No julgamento do Recurso Extraordinário com Agravo (ARE) 1309642, ocorrido em 1º de fevereiro de 2024, o Supremo Tribunal Federal (STF) emitiu uma decisão que promete impactar significativamente as dinâmicas de herança e propriedade para pessoas com mais de 70 anos. O cerne da questão residia na possibilidade de flexibilizar a aplicação do artigo 1.641, II, do Código Civil, que dispõe acerca do regime de separação obrigatória de bens para maiores de 70 (setenta) anos.

O caso sob julgamento envolveu um processo de inventário, em que a disputa pela herança do falecido surgiu entre seus filhos e sua companheira, com a qual ele passou a conviver após os 70 (setenta) anos, em regime de união estável. Ao julgar a demanda, o juiz justificou que seria inconstitucional a norma que impõe o regime de separação de bens à pessoa maior de 70 (setenta) anos e aplicou ao caso o regime supletivo da comunhão parcial de bens, concedendo à companheira o direito de concorrer à herança com os descendentes.

O Tribunal de Justiça de São Paulo, ao apreciar o recurso, reformou a decisão e aplicou à união estável o regime de separação obrigatória de bens, excluindo a companheira da sucessão hereditária, quanto aos bens particulares do falecido. Considerou-a apenas como meeira dos bens adquiridos onerosamente na constância da união, em observância à Súmula 377 do STF.
A companheira, buscando a aplicação das regras da comunhão parcial e embasando-se no argumento de que a impossibilidade de escolha do regime de bens pela pessoa idosa iria de encontro aos princípios da dignidade humana e da igualdade, interpôs Recurso Extraordinário ao STF, ao qual foi atribuída repercussão geral (Tema 1236), devido à relevância social, jurídica e econômica da matéria apreciada.

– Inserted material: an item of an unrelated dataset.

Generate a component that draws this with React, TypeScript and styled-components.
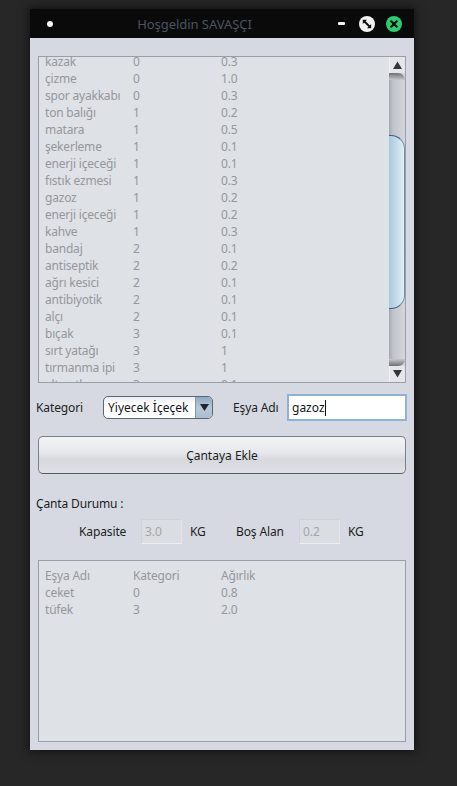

Fundamentação do STF para flexibilização da proteção legal

O ministro Luís Roberto Barroso, relator do recurso, sustentou que a imposição do regime de separação de bens seria uma restrição à autonomia da pessoa idosa, ou seja, uma limitação que priva as pessoas, com pleno discernimento e capacidade de praticar atos da vida civil, de definirem o regime de casamento que lhes seja mais adequado.

Sob a ótica do ministro, a regra cria uma discriminação em razão da idade, sem fundamento razoável, em afronta ao artigo 3º, IV, da Constituição Federal, além de impedir que pessoas conscientes, ainda que em idade avançada, possam dispor livremente sobre seu patrimônio.

Em suas conclusões, é possível extrair duas premissas basilares: (i) a separação de bens não é mais obrigatória para maiores de 70 (setenta) anos, havendo possibilidade de escolha de regime de bens, seja no casamento ou união estável, mas desde que feita por escritura pública e (ii) pessoas acima desta idade, casadas ou em união estável, podem fazer a alteração o regime legal de bens, mediante autorização judicial (casamento) ou por manifestação em escritura pública (união estável).

Contudo, em que pese ter admitido uma flexibilização do preceito normativo contido no artigo 1.641, I, do diploma civil, na resolução da ação, o ministro relator negou provimento ao recurso e manteve a decisão do Tribunal de Justiça, justificando seu voto no fato de que não fora documentado expressamente pelos companheiros o desejo de aplicação de regime de bens diverso da separação obrigatória. Nessa seara, ainda que os companheiros convivessem em regime de união estável, restou aplicado o regime de separação obrigatória de bens previsto na legislação civil.

Em que pese ter havido uma mudança no entendimento quanto à possibilidade de escolha do regime de bens pela pessoa idosa, houve uma modulação dos efeitos dessa decisão, para que se aplique apenas a casos futuros e aos processos em curso no Judiciário, que foram suspensos por afetação do Tema 1236. Não há possibilidade de retroatividade.

Diante de tal modificação, é imprescindível destacar que, a partir de agora, aqueles com mais de 70 (setenta) anos têm livre arbítrio para eleger seu regime patrimonial, podendo optar por regime diverso da separação obrigatória, ou, ainda, alterá-lo, desde que a manifestação de vontade seja feita via escritura pública e atenda os procedimentos exigidos para tanto.